For most coffee farmers around the world, the end consumer is invisible. The farmers sell their beans to an exporter, who gives them a price based on the spot market for coffee. That price doesn’t take into account the costs of production for the farmer. Sadly, too often they are forced to sell their beans for less than it costs to grow them, or with profit margins so thin they have no way of making real investments in their production or their people.

From there, the coffee changes hands many times, and where it ends up is a mystery to the farmer, and to the workers who tend and pick the coffee trees.

One of the goals of our Farm Direct initiative is that every cup of coffee that BIGGBY COFFEE sells will be directly connected to its origin with a name, a face, and a place. We want to forge a real connection that goes all the way back to the farm and its people for all of BIGGBY COFFEE’s owner-operators, baristas and consumers.

But what if we could do that in the other direction? How powerful would it be for the people on the farm to be able to see what happens to the coffee they grow? What if we could give them a name, a face, and a place for the people who touch their coffee?

Many Hands

Just as their are many hands that touch coffee on it’s way from the field to the shipping container, there are many hands involved in roasting, distributing and selling the coffee. Not to mention the many hands of customers enjoying their beverages!

We were so grateful for the opportunity to bring the farm to the cup. Hector and Miriam joined us for a whirlwind tour of BIGGBY COFFEE cafes. They met with owner-operators and their store managers and baristas. They answered questions about life on the farm, the journey of coffee, and the kinds of projects the farm supports in the community, like the school for kids, the technical school. You can read more about that here. They also got a behind the scene peek at how a BIGGBY COFFEE cafe operates.

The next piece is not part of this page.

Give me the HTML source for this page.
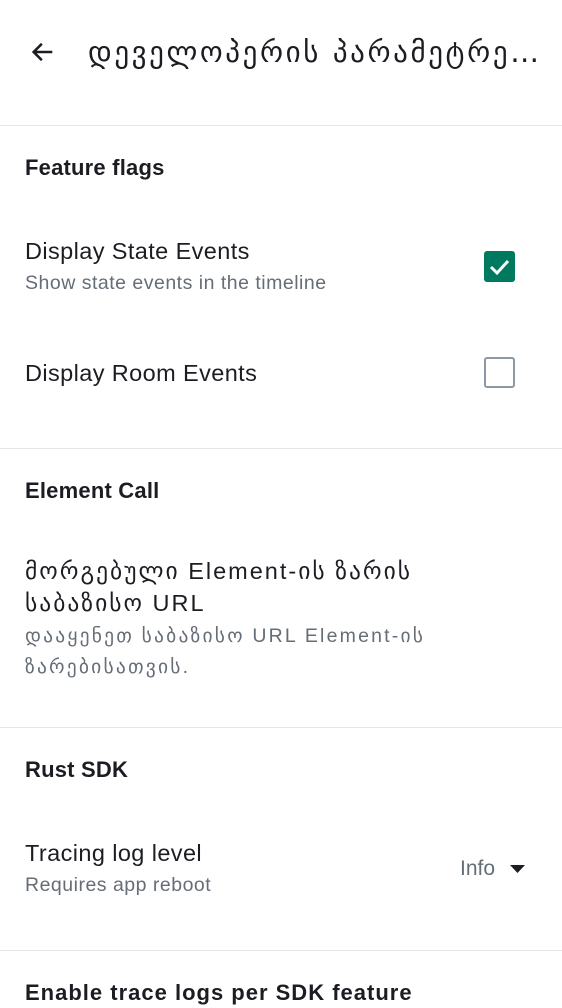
<!DOCTYPE html>
<html><head><meta charset="utf-8"><style>
*{margin:0;padding:0;box-sizing:border-box}
body{width:562px;height:1000px;overflow:hidden;background:#fff;position:relative;font-family:"Liberation Sans","DejaVu Sans",sans-serif;color:#1b1d22}
.t{position:absolute;left:25px;white-space:nowrap}
.h{font-size:22px;font-weight:bold;line-height:30px;letter-spacing:0.2px}
.p{font-size:23.5px;line-height:32px;letter-spacing:0.4px}
.s{font-size:19.5px;line-height:31px;color:#656d77;letter-spacing:0.5px}
.d{position:absolute;left:0;width:562px;height:1px;background:#e3e6ea}
</style></head><body>
<svg style="position:absolute;left:29px;top:38px" width="28" height="28" viewBox="0 0 24 24"><path d="M20 12H5M11 5l-7 7 7 7" fill="none" stroke="#1b1d22" stroke-width="2.2"/></svg>
<div class="t" style="left:88px;top:33px;font-size:29px;line-height:38px;letter-spacing:2.6px;font-family:'DejaVu Sans',sans-serif">დეველოპერის პარამეტრე…</div>
<div class="d" style="top:125px"></div>
<div class="t h" style="top:153px">Feature flags</div>
<div class="t p" style="top:235px">Display State Events</div>
<div class="t s" style="top:268px">Show state events in the timeline</div>
<div style="position:absolute;left:484px;top:251px;width:31px;height:31px;background:#007a5e;border-radius:3px"></div>
<svg style="position:absolute;left:484px;top:251px" width="31" height="31" viewBox="0 0 31 31"><path d="M7 16l6 6 11-12" fill="none" stroke="#fff" stroke-width="3"/></svg>
<div class="t p" style="top:357px">Display Room Events</div>
<div style="position:absolute;left:484px;top:357px;width:31px;height:31px;border:2.5px solid #8d97a5;border-radius:3px"></div>
<div class="d" style="top:448px"></div>
<div class="t h" style="top:476px">Element Call</div>
<div class="t p" style="top:555px;letter-spacing:2px">მორგებული Element-ის ზარის<br>საბაზისო URL</div>
<div class="t s" style="top:621px;letter-spacing:2.2px">დააყენეთ საბაზისო URL Element-ის<br>ზარებისათვის.</div>
<div class="d" style="top:727px"></div>
<div class="t h" style="top:755px">Rust SDK</div>
<div class="t p" style="top:837px">Tracing log level</div>
<div class="t s" style="top:870px">Requires app reboot</div>
<div class="t" style="left:460px;top:855px;font-size:21px;line-height:28px;color:#656d77">Info</div>
<svg style="position:absolute;left:510px;top:864px" width="16" height="10"><path d="M0 1h15L7.5 9z" fill="#1b1d22"/></svg>
<div class="d" style="top:950px"></div>
<div class="t h" style="top:978px;letter-spacing:1px">Enable trace logs per SDK feature</div>
</body></html>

Visiting with Matt Corbeil at one of his BIGGBY COFFEE locations in Muskegon, Michigan. Matt travelled to El Recreo with us in December of 2019.

The Roaster

We also brought them to Paramount Coffee Roasters in Lasing, Michigan. They have been roasting all of BIGGBY COFFEE’s beans since 1999. When Miriam imports the coffee from her parent’s farm in Nicaragua, it lands in a warehouse in New Jersey, where it is picked up by Paramount and trucked into the Lansing facility. One of the most powerful moments for me happened when Hector and Miriam saw the stacks of bags of El Recreo’s coffee waiting to be roasted. They have seen those bags at the start of their journey. And now they know definitively where they end up.

Hector and Miriam meet Angelo Oricchio, CEO of Paramount Coffee.

Full Circle

Our final visit was the to the BIGGBY COFFEE Corporate Home Office in East Lansing, Michigan. There, Hector and Miriam met with the many people who make BIGGBY COFFEE run, from the marketing department, to IT, to merchandising, HR and accounting. The conversations were broad and far reaching. Erica MacLeod, BIGGBY COFFEE’s Social Media Guru, and Jaime Balazy, their Director of Marketing, conducted filmed interviews which will be sharing as a mini-movie we’ve called Full Circle.

On behalf of all of BIGGBY Nation, we say MUCHO GUSTO to Hector and Miriam. Nice to meet you! We look forward to them taking the stories and pictures back to the farm. From the farm worker all the way to the customer, the chain of coffee is complete and transparent to all.